DMK chief Karunanidhi made a rare court appearance in a defamation case filed by Tamil Nadu Chief Minister Jayalalithaa. “What was defaming is not known to them (to the government) nor to us. Only the government should say what it is that it found defaming,” he said.

Off The Front Page

We hate to deny you the pleasure of yet another Rahul Gandhi blooper, but some sacrifices must be made at the altar of accuracy. Rahul Gandhi did not say “Steve Jobs of Microsoft”.

A lounge-cum-spa in Uttar Pradesh is the next initiative by a group of survivors of acid attack whose cafe, Sheroes Hangout, in Agra is now over a year old. Plans are also afoot to set up more cafes in Lucknow, Varanasi, Udaipur and Delhi.

A Kerala sculptor won Rs 30,000 as compensation because a soap endorsed by Malayali actor Mammootty did not make him “fair”. After using the “fairness soap” by popular Kerala brand Indulekha for over a year, when K Chaathu, 67, didn't see any difference in his skin tone, he decided to take action.

Eight children from South India are among the 25 National Bravery Award winners this year. The winners will receive the award, a medal, a certificate and cash prize from Prime Minister Narendra Modi at his residence on January 24.

Visitors of the International Kolkata Book Fair can catch a glimpse of the 39-year-long journey of the fair this year. At the 40th edition of the book fair, installations depicting its “historic achievements” will be set up. A mobile app is also available for visitors to locate their favourites among the 600 stalls.


It is important to recognize that the defining value of the Pakistani military-jihadi complex is that reconciliation with India is detrimental to its interests and survival. It explains why previous negotiations, however close they might have been to a solution, have failed; the complex strikes back whenever it feels threatened. This column in Mint explains why India is better served by leaving the handling of its Pakistan policy to civil servants and diplomats, rather than its political leadership.
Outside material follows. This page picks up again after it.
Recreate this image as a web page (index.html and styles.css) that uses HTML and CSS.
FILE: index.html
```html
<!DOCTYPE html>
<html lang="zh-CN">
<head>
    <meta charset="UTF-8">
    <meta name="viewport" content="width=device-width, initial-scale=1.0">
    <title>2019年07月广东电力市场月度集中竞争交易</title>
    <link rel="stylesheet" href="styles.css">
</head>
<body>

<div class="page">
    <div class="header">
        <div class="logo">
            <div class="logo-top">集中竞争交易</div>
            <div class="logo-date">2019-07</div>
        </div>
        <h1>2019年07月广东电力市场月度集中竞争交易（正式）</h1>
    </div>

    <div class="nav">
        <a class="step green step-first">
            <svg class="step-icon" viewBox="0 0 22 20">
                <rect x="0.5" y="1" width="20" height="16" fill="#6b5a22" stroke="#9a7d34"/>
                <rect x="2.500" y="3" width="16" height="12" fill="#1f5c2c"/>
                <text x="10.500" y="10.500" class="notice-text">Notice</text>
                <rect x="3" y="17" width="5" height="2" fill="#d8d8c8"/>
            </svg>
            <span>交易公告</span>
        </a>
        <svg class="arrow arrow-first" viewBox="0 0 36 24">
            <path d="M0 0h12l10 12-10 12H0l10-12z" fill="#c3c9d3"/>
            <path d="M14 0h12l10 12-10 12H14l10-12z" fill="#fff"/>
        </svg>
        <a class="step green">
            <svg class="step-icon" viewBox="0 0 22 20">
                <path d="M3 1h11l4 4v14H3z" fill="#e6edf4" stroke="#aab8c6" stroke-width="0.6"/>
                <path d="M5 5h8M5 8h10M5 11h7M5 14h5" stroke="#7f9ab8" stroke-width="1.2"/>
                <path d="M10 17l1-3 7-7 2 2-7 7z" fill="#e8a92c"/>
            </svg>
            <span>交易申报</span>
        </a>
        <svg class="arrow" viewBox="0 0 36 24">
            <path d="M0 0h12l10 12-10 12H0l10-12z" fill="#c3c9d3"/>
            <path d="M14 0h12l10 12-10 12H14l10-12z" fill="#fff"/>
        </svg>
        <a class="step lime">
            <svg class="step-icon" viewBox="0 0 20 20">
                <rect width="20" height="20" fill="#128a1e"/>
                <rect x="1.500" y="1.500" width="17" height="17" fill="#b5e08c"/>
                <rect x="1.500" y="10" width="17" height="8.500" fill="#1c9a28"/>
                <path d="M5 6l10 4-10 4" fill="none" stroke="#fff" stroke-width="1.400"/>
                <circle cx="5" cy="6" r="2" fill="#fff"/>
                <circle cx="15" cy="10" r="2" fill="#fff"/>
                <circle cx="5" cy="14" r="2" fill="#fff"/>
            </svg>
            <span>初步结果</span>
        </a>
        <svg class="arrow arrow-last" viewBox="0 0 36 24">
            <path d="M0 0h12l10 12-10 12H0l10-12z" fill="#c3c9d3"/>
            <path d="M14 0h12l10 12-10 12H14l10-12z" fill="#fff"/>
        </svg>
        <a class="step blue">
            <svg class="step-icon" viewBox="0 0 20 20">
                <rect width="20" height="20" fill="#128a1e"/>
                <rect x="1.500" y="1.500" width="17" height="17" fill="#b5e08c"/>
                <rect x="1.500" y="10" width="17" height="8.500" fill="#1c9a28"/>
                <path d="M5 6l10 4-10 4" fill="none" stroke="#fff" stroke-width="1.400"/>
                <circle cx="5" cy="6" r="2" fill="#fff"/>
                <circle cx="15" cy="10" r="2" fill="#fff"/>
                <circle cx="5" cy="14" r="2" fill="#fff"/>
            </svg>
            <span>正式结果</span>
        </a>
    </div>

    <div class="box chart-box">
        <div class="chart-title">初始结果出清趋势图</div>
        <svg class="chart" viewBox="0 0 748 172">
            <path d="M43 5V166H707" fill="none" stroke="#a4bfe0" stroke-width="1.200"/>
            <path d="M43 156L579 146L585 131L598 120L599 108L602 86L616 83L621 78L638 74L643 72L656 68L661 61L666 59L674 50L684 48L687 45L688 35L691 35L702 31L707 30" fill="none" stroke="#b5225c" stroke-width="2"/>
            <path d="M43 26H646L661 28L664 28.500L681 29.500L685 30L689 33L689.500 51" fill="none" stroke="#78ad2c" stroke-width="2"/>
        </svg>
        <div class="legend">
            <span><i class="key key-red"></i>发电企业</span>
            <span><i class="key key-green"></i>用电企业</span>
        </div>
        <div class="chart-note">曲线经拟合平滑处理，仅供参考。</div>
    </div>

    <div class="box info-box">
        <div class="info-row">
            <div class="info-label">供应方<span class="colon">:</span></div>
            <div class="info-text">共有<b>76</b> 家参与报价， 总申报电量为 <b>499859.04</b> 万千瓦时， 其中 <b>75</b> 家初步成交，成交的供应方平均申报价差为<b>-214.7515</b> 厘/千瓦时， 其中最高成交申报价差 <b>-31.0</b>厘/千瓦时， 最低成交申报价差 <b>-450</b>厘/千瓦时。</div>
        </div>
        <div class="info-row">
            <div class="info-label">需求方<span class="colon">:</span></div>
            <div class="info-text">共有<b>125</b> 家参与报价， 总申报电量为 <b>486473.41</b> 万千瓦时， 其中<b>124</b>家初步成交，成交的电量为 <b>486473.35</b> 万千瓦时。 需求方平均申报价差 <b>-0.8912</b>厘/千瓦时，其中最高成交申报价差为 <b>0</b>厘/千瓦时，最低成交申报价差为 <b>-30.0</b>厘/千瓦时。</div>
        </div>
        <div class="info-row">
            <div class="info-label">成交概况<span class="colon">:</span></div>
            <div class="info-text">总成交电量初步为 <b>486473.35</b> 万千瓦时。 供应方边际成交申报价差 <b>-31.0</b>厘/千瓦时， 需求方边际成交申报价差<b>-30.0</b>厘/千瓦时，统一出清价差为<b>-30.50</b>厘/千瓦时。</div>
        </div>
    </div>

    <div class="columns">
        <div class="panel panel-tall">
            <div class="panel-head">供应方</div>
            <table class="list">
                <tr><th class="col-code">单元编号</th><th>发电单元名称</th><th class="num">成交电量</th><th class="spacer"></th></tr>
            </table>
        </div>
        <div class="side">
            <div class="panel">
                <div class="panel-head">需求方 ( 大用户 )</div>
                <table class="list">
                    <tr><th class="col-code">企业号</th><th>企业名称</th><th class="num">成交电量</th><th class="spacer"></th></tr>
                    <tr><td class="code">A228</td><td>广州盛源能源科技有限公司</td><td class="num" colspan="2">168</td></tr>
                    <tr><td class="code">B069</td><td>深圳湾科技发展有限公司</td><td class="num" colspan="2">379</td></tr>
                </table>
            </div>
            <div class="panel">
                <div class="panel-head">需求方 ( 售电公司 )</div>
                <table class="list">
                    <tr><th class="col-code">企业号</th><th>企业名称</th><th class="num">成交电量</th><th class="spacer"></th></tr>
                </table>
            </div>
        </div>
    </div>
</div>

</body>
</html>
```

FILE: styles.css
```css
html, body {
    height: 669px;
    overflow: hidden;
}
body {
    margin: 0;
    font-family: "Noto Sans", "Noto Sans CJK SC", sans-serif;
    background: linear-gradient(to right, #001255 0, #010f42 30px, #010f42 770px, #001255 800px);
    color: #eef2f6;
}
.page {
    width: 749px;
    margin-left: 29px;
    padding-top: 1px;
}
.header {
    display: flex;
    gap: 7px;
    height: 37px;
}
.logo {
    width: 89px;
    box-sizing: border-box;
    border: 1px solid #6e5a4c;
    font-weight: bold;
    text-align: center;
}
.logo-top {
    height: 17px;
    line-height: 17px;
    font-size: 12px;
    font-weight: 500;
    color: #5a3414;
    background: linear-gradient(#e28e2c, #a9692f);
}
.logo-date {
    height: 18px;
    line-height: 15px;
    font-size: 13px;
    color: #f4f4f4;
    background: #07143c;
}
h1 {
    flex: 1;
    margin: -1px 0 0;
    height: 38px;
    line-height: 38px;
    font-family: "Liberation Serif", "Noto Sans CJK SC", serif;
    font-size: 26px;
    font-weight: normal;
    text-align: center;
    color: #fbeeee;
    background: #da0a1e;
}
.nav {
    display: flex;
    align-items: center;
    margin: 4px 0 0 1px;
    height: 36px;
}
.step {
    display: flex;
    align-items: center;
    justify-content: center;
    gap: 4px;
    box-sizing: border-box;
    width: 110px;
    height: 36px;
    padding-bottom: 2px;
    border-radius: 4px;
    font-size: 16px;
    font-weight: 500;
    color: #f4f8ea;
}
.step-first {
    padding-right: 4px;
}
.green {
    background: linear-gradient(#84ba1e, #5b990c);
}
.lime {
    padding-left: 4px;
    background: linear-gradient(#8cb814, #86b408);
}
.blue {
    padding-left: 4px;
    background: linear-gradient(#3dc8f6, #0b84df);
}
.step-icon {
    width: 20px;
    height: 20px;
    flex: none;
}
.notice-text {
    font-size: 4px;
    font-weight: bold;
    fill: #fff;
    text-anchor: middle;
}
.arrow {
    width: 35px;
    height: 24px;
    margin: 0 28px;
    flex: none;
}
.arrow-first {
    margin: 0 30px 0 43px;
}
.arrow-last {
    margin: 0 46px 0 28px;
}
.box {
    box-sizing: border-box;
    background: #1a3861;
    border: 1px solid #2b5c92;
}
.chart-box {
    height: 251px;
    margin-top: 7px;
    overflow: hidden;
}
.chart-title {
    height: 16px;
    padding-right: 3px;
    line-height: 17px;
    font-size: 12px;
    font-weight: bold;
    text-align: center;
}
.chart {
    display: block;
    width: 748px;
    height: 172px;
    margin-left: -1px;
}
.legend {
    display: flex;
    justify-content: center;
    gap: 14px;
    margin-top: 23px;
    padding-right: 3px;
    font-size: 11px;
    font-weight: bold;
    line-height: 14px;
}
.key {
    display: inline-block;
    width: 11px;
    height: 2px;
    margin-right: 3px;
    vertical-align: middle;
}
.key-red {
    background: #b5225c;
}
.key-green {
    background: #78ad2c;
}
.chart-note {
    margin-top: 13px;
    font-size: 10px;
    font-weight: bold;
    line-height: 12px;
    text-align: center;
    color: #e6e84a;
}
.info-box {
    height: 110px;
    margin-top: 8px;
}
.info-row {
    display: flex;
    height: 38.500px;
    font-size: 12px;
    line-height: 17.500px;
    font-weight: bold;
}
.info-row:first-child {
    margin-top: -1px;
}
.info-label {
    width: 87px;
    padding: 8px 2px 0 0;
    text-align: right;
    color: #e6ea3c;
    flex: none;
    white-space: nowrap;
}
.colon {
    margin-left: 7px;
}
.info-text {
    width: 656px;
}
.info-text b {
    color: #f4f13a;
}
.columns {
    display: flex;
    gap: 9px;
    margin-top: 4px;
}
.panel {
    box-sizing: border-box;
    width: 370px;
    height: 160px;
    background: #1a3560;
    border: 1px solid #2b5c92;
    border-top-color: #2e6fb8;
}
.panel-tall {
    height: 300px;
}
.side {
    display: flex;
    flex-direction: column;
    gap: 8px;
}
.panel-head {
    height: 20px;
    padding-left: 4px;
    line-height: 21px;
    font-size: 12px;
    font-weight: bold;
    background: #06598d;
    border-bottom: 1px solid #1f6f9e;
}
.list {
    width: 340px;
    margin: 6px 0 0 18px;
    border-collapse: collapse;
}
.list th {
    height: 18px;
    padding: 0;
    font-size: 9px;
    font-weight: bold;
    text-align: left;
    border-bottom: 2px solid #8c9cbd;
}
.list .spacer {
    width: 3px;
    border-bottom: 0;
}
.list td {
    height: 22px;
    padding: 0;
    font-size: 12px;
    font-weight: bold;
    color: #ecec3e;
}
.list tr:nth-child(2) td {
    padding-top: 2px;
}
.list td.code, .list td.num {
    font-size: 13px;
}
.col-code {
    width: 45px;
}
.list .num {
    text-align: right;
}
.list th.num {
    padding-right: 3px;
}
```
The emerging West Asia has little in common with India’s outdated perceptions of the region. Persisting with the traditional political timidity and posturing will cost India dearly, writes C Raja Mohan in The Indian Express.

Frequent polls in the country should be discouraged as they not only take a heavy toll on governance, but also destabilise the duly-elected governments and impose a heavy burden on the exchequer, says A Surya Prakash in The Pioneer.